To address that, Neville is learning the language, but genuine progress will take time. Consequently, the sometimes overlooked aspects of management—building a rapport with players, developing a real connection and understanding—are considerably more complicated than they would be elsewhere despite the respect he's won for his professionalism and rigorous approach to his daily work. 

"I knew what I was getting into but that is the biggest frustration and challenge so far," he added. 

Change is proving difficult, then. His is a group of players short on confidence and engulfed in a volcanic environment.

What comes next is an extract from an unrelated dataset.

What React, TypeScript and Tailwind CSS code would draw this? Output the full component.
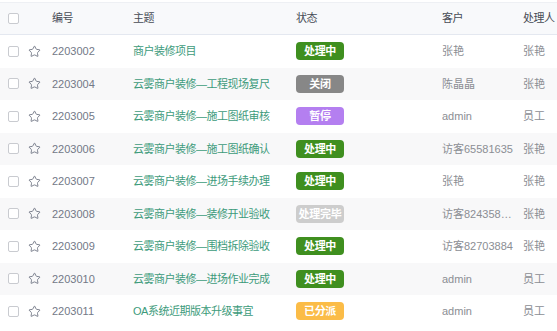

Still wearing the scars of Nuno's final months in charge that were defined by political division, his team lacks presence and identity, Valencia seemingly unsure of who they are and what they're about—as a team and as a club. 

At club level, Neville's appointment at least represents a step away from Mendes, as does the recent appointment of Jesus Garcia Pitarch as sporting director. Improvement in the transfer market will be the next step, but until then, Neville will have to work with what he's got in a league that might just be surprising him for its difficulty. 

At the top, he will have known Madrid and Barcelona are untouchable and that Atletico are serious movers in both Spain and Europe. But La Liga's strength now goes beyond that; the middle class is stronger than it has been for some time. Indeed, Villarreal are excellent; Sevilla and Athletic Bilbao are ferocious; Celta Vigo can play anyone off the park; Deportivo La Coruna and Eibar work furiously hard; Getafe and Rayo can be a handful.

In the table, Neville's Valencia sit below all bar Rayo.

"We have to correct this immediately," said Neville on Sunday, now fully aware of the enormity of his task.